Pear
Pear (pâr) , noun
[Old English pere, Anglo-Saxon peru, Latin pirum: compare French poire. Compare Perry.]
(Botany) The fleshy pome, or fruit, of a rosaceous tree (Pyrus communis), cultivated in many varieties in temperate climates; also, the tree which bears this fruit. See Pear family, below.
Collocations (5)
Pear blight (Botany) , A name of two distinct diseases of pear trees, both causing a destruction of the branches, namely, that caused by a minute insect (Xyleborus pyri), and that caused by the freezing of the sap in winter. — A. J. Downing A very small beetle (Xyleborus pyri) whose larva bore in the twigs of pear trees and cause them to wither.
Pear family (Botany) , a suborder of rosaceous plants (Pomea), characterized by the calyx tube becoming fleshy in fruit, and, combined with the ovaries, forming a pome.

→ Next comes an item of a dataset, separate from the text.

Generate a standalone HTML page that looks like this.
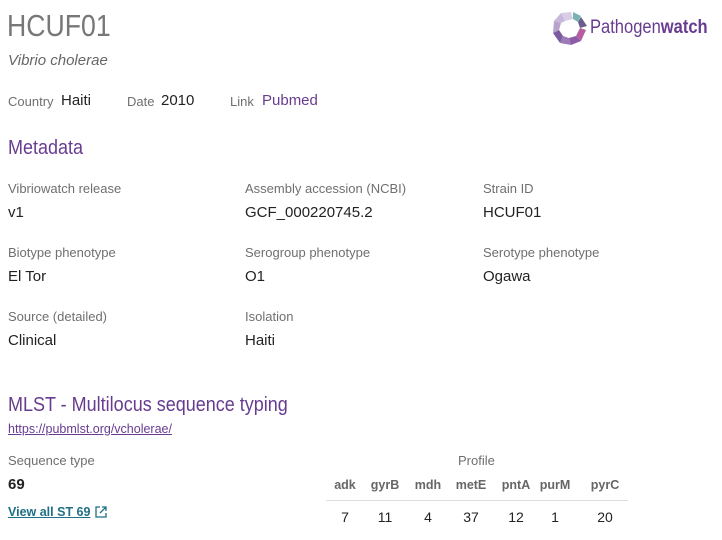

It includes the apple, pear, quince, service berry, and hawthorn.
Pear gauge (Physics) , a kind of gauge for measuring the exhaustion of an air-pump receiver; -- so called because consisting in part of a pear-shaped glass vessel.
Pear shell (Zoology) , any marine gastropod shell of the genus Pyrula, native of tropical seas; -- so called from the shape.
Pear slug (Zoology) , the larva of a sawfly which is very injurious to the foliage of the pear tree.